Updated: Nov 25, 2020
The pandemic has brought mental health in Australia to the forefront of people’s minds. And, that’s a really good thing. There have been far too many avoidable tragedies happening behind the scenes for far too long. We lose, on average, eight Australians to suicide every day. Living with depression, with no reprieve, is equally unbearable for those who hang in there.
There are so many choices for getting help these days too. And, that’s another good thing. But, it can also be a bad thing.
How can choice be a bad thing? Generally, it’s not, when you’re feeling mentally fit. For those who are already feeling mentally taxed, it’s exhausting and it leads to bad decisions. Quite the opposite of being empowering, overchoice is diminishing according to The Paradox of Choice author, Barry Schwartz. At precisely the time in your life when you don’t even trust your own opinion, how are you supposed to find your own way out of the fog?
That’s a big reason why having the support of a peer is so incredibly valuable. Peer support isn’t about taking action to heal yourself. It’s about admitting you’re lost and extending your hand to someone who’s been lost before you and can show you a path out.
What is peer support?
Nikole (pictured left), one of the peer workers engaged to help people that come through new online application Peerhear, describes it as a service where “people are brought through their darkest days”. She adds, “It is possible. The peer support model really enables that.” In fact, a peer worker can be especially helpful when you feel, for whatever reason, that you can’t approach your family or friends.
How easy is it to book a meeting with a peer worker?
We’ve deliberately made it super easy through the app for you to see the faces of the people there to support you on the road back to being you. Because we know that taking that first step towards getting out of a rut can be confronting. “It shouldn’t be any more complicated than clicking on a button that says “find a time” says Peerhear founder, Peter Burge. One of the most destructive things that can happen to someone who’s finally made up their mind to look for help is to walk head first into a tangle of red tape.

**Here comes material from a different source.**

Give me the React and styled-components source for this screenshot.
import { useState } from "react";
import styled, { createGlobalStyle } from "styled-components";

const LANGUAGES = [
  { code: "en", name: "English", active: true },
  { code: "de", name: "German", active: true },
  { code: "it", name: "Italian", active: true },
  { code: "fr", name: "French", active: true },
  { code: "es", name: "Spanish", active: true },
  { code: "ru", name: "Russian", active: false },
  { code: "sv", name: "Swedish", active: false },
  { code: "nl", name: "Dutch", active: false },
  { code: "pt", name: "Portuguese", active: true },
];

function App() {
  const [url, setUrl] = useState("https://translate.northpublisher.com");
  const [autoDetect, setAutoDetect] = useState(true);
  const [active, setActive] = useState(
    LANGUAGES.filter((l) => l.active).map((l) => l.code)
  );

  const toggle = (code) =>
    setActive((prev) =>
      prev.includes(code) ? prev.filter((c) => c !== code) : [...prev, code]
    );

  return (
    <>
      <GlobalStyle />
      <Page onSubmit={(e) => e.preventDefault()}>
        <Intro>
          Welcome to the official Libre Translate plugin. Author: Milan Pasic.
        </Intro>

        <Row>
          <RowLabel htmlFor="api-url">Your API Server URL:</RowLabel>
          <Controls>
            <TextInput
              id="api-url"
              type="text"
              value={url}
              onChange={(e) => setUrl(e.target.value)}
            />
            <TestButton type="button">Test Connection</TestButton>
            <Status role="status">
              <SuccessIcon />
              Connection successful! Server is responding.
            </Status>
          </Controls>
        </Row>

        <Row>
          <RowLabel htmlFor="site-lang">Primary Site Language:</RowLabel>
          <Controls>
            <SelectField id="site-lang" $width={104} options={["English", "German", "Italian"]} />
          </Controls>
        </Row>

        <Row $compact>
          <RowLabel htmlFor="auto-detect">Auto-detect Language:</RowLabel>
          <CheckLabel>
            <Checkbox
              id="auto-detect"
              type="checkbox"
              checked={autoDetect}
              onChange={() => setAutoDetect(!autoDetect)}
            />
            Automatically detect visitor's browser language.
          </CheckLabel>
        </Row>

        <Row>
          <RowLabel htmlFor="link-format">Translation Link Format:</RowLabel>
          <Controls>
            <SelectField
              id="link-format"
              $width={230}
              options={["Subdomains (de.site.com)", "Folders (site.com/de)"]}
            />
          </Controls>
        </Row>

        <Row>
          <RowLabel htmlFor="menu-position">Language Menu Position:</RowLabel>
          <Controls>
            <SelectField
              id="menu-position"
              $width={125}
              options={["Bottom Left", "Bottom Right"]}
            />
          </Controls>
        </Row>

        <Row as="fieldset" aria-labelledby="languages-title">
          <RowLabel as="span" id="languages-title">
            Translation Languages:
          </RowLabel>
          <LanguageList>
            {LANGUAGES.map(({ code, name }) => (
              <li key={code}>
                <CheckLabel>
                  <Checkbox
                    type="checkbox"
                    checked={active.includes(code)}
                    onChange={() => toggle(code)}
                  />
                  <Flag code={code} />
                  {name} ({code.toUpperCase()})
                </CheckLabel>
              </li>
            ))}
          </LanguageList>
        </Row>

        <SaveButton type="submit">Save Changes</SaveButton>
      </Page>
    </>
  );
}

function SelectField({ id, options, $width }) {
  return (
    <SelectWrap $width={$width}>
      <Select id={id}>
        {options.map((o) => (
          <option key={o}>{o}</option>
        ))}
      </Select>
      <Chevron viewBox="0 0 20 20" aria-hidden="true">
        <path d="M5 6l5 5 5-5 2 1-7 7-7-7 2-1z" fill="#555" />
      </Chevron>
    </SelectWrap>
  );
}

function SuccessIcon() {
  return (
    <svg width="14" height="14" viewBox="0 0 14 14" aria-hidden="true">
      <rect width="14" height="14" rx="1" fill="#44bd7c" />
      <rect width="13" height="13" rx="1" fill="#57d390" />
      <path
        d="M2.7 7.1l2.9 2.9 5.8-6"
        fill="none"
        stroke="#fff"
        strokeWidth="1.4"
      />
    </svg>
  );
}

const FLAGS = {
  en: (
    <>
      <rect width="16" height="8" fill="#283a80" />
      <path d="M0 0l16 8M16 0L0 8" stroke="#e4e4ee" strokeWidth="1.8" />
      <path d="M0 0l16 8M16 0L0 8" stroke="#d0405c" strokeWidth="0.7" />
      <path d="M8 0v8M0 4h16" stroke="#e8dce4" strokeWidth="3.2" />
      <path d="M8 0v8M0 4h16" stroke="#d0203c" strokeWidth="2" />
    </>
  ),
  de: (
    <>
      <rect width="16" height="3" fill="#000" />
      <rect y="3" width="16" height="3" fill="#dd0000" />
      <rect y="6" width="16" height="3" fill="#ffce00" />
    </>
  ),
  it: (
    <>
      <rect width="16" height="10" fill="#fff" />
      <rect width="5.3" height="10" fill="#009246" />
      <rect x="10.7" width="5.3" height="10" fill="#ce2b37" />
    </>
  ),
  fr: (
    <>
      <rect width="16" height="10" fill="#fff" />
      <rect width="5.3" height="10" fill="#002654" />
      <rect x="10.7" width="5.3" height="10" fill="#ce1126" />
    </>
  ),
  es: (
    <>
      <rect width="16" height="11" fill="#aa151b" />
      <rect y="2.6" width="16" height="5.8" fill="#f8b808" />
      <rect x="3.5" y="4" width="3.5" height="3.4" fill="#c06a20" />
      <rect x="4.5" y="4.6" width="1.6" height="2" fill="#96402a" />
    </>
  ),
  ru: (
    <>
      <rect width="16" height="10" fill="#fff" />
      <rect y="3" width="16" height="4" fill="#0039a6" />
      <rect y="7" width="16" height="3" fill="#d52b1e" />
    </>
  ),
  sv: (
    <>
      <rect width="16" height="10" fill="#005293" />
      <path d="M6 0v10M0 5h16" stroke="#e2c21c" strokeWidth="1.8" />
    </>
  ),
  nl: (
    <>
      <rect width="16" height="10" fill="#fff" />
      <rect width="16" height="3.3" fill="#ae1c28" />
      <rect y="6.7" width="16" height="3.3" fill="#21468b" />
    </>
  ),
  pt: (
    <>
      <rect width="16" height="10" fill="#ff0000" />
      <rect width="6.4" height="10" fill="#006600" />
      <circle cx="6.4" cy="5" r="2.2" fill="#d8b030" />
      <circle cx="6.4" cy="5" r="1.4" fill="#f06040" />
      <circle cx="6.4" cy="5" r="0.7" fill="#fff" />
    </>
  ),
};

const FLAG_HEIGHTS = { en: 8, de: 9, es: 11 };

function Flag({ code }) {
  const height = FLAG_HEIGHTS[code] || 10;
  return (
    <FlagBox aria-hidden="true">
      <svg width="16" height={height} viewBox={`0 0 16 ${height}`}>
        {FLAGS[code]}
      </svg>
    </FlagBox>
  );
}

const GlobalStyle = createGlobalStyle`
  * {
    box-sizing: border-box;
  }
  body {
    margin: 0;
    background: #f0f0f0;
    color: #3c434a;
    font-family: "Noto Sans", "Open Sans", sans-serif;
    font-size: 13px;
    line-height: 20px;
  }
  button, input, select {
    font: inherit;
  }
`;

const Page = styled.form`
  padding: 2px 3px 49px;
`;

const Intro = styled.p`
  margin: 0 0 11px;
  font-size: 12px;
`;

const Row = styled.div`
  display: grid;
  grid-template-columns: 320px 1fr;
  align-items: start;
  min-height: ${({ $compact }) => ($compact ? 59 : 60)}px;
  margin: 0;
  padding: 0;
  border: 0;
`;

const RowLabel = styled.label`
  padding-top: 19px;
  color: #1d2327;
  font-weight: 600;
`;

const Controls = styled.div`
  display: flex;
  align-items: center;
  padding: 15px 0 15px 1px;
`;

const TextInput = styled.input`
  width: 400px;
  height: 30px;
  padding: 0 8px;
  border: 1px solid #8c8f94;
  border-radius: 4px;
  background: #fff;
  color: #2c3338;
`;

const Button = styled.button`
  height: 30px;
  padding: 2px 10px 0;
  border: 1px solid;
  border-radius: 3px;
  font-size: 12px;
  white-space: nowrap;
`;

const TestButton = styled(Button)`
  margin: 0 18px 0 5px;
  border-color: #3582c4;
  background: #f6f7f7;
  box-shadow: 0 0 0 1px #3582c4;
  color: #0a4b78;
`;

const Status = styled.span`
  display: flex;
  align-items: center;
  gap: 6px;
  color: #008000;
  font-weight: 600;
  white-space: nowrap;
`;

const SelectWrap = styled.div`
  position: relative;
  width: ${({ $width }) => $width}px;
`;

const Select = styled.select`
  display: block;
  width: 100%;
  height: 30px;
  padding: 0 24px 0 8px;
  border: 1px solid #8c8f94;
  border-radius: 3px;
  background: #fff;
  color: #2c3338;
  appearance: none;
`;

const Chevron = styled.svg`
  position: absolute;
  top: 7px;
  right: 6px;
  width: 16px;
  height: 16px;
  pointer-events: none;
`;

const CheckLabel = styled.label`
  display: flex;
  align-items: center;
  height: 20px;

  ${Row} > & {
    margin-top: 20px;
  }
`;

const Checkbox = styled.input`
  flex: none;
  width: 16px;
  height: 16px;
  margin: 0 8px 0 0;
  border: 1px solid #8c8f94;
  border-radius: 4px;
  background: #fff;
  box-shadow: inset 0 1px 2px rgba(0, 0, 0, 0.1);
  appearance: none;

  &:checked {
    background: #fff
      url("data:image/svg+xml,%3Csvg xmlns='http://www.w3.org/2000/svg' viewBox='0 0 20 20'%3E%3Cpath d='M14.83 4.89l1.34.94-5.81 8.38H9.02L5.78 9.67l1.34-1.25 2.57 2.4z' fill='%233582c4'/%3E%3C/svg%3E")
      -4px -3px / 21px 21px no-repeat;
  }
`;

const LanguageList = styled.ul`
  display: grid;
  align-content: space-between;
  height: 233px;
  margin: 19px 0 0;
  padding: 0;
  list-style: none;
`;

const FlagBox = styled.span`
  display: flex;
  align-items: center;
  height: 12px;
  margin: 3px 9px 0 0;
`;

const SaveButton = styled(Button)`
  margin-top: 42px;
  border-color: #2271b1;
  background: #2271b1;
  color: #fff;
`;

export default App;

No-one knows better than Peerhear peer worker Chelsea (pictured right) what it takes to make the first move towards getting help. “There's a certain level of anxiety that goes with making the first connection,” she says, speaking from experience; “It took me years to develop trust. Not only in health professionals but in people. So, I understand how anxiety-provoking that can be.”

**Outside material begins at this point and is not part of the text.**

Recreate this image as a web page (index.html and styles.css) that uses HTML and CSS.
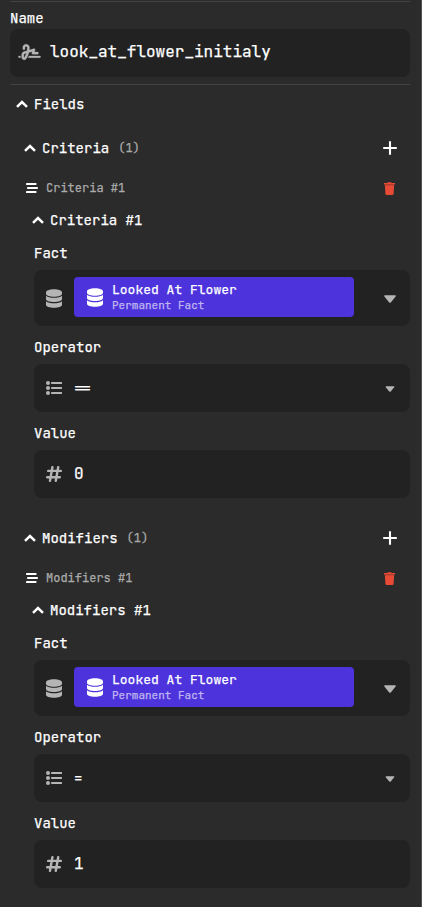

She also happens to believe it’s among the best decisions you’ll ever make.
What is lived experience?
Have you ever tried to explain what depression feels like to someone who has absolutely no frame of reference? It can leave you feeling pretty misunderstood. Worse, questioning your own feelings! One of the big advantages of talking with a peer worker is that they can imagine how you feel. Because they’ve been there.
Chelsea describes her relationship with someone who fell into depression as the result of a medical procedure. “Our friendship deepened through my ability to understand the trauma she was going through,” she explains. “I was able to just simply be there for her. That’s due to my lived experience, because I really understand what she’s going through.”

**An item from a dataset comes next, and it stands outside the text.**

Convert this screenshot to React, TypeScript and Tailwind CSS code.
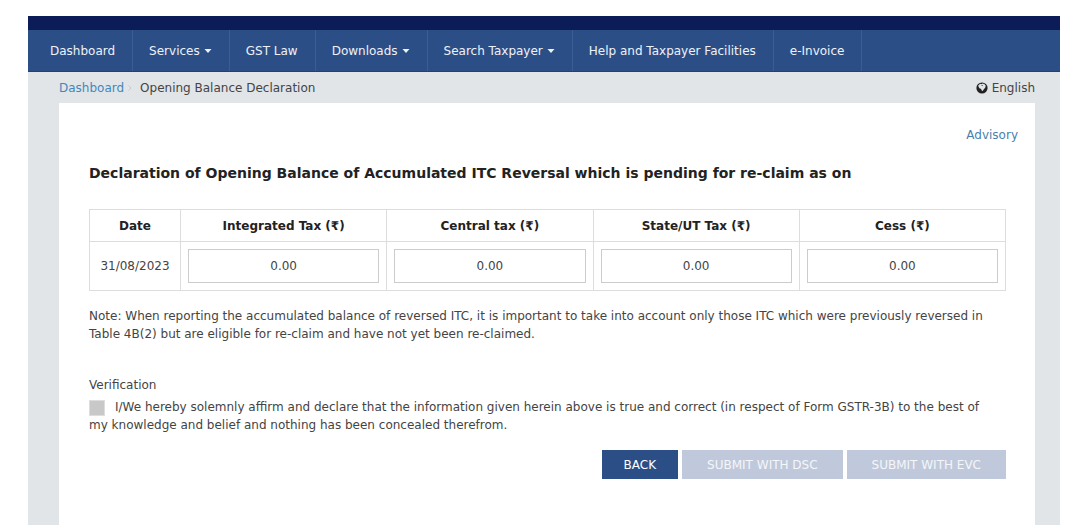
type NavItem = { label: string; menu?: boolean };

const navItems: NavItem[] = [
  { label: "Dashboard" },
  { label: "Services", menu: true },
  { label: "GST Law" },
  { label: "Downloads", menu: true },
  { label: "Search Taxpayer", menu: true },
  { label: "Help and Taxpayer Facilities" },
  { label: "e-Invoice" },
];

const taxHeads = ["Integrated Tax (₹)", "Central tax (₹)", "State/UT Tax (₹)", "Cess (₹)"];

function Caret() {
  return (
    <svg viewBox="0 0 8 4" className="ml-1 h-1 w-2 fill-current" aria-hidden="true">
      <path d="M0.5 0h7L4 4z" />
    </svg>
  );
}

function Globe() {
  return (
    <svg viewBox="0 0 12 12" className="size-3" aria-hidden="true">
      <circle cx="6" cy="6" r="5.6" fill="#222222" />
      <path
        d="M2.2 3.4 4.2 1.7 5.2 2.3 6.6 1.6 8.6 2.2 9.8 3.8 9.2 5.8 7.8 7.2 6.8 8.9 5.4 8.2 5.2 6.9 3.4 6.2 2.6 4.8z"
        fill="#e1e5e8"
      />
      <path d="M5.4 3.3 6.6 2.9 6.8 3.7 5.9 4.1z" fill="#222222" />
    </svg>
  );
}

function NavBar() {
  return (
    <nav className="border-b border-[#24426f] bg-[#2c4e86] pl-1.5">
      <ul className="flex">
        {navItems.map((item) => (
          <li key={item.label} className="border-r border-[#3b5c94]">
            <a href="#" className="flex h-[41px] items-center pr-[17px] pl-4 whitespace-nowrap text-[#eef2f8]">
              {item.label}
              {item.menu && <Caret />}
            </a>
          </li>
        ))}
      </ul>
    </nav>
  );
}

function BalanceTable() {
  return (
    <table className="mt-[26px] w-full table-fixed border-collapse text-center">
      <thead>
        <tr className="h-8">
          <th scope="col" className="w-[91px] border border-[#dddddd] font-bold text-[#222222]">
            Date
          </th>
          {taxHeads.map((head) => (
            <th key={head} scope="col" className="border border-[#dddddd] font-bold text-[#222222]">
              {head}
            </th>
          ))}
        </tr>
      </thead>
      <tbody>
        <tr>
          <td className="border border-[#dddddd]">31/08/2023</td>
          {taxHeads.map((head) => (
            <td key={head} className="border border-[#dddddd] p-[7px]">
              <input
                type="text"
                aria-label={head}
                defaultValue="0.00"
                className="block h-[34px] w-full border border-[#cccccc] bg-white text-center"
              />
            </td>
          ))}
        </tr>
      </tbody>
    </table>
  );
}

export default function App() {
  return (
    <div className="min-h-screen bg-white pt-4 pr-[25px] pl-7 font-['DejaVu_Sans',Verdana,sans-serif] text-xs text-[#444444]">
      <div className="flex min-h-[calc(100vh-16px)] flex-col bg-[#e1e5e8]">
        <header>
          <div className="h-3.5 bg-[#0b1c58]" />
          <NavBar />
        </header>
        <div className="flex h-[31px] items-center justify-between pr-[25px] pl-[31px]">
          <nav aria-label="Breadcrumb">
            <ol className="flex items-center gap-1">
              <li>
                <a href="#" className="text-[#4487bd]">
                  Dashboard
                </a>
              </li>
              <li aria-hidden="true" className="w-2">
                <svg viewBox="0 0 4 6" className="h-1.5 w-1 fill-none stroke-[#c4c9ce]">
                  <path d="M0.5 0.5 3 3 0.5 5.5" />
                </svg>
              </li>
              <li>Opening Balance Declaration</li>
            </ol>
          </nav>
          <button type="button" className="flex items-center gap-1">
            <Globe />
            English
          </button>
        </div>
        <main className="mr-[25px] ml-[31px] grow bg-white pt-6 pr-[29px] pb-11 pl-[30px]">
          <div className="-mr-3 flex justify-end">
            <a href="#" className="text-[#4a7fae]">
              Advisory
            </a>
          </div>
          <h1 className="mt-5 text-sm leading-5 font-bold text-[#222222]">
            Declaration of Opening Balance of Accumulated ITC Reversal which is pending for re-claim as on
          </h1>
          <BalanceTable />
          <p className="mt-4 leading-[18px]">
            Note: When reporting the accumulated balance of reversed ITC, it is important to take into account only
            those ITC which were previously reversed in Table 4B(2) but are eligible for re-claim and have not yet been
            re-claimed.
          </p>
          <section className="mt-[33px] pr-3 leading-[18px]">
            <h2 className="mb-1">Verification</h2>
            <label>
              <input
                type="checkbox"
                disabled
                className="mr-2.5 size-4 appearance-none border border-[#dddddd] bg-[#c8c8c8] align-middle"
              />
              I/We hereby solemnly affirm and declare that the information given herein above is true and correct (in
              respect of Form GSTR-3B) to the best of my knowledge and belief and nothing has been concealed therefrom.
            </label>
          </section>
          <div className="mt-4 flex justify-end gap-1">
            <button type="button" className="h-[29px] bg-[#2c4e86] px-[22px] text-white">
              BACK
            </button>
            <button type="button" disabled className="h-[29px] bg-[#c0c9db] px-[25px] text-[#f4f6fa]">
              SUBMIT WITH DSC
            </button>
            <button type="button" disabled className="h-[29px] bg-[#c0c9db] px-[25px] text-[#f4f6fa]">
              SUBMIT WITH EVC
            </button>
          </div>
        </main>
      </div>
    </div>
  );
}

Another of our peer workers, Fi, shares with us; “Everything I live with is a result of accumulated trauma starting from very, very young. Part of my lived experience is understanding the ways in which the mental health system can or can't help.”
Are peer workers professionally qualified?
Yes they are. Meet Solange (pictured left). She has a Bachelor of Psychological Science, a Graduate Diploma of Counselling and Psychotherapy, and a Master of Counselling and Psychotherapy. She has attended professional development in Trauma Informed Care and Practice, Adapting Therapeutic Skills in Telehealth, and Mental Health First Aid Awareness.
Now, meet Solange again. She has experience of caring for someone with disability and chronic pain. She understands what it means to live with pain and to give yourself relentlessly to helping somebody in constant pain. She also happens to be into arts; “In my spare time I paint and draw” she says.
Which would you feel more inclined to open up to?
Yes, Peerhear does require peer workers to have a minimum of three years experience working in mental health in peer support, plus at least a Cert IV in Peer Work, Community Services, AOD or similar professional qualification. Even so, the most valuable thing they bring, by a country mile, is real lived experience with the mental health issues they advise on.
“I've learned from my training how to utilise that lived experience in clinical and non clinical settings,” says Fi.
Is peer support right for me?
If the thought of making an appointment with a doctor for a referral to a clinician feels off, for any number of reasons. But the thought of continuing in the same, seemingly-unbreakable cycle that you’re currently in can’t be your future, there’s a good chance peer support is right for you.
Whatever you choose, give yourself the gift of choosing. Whole new futures can be built on a single, simple decision.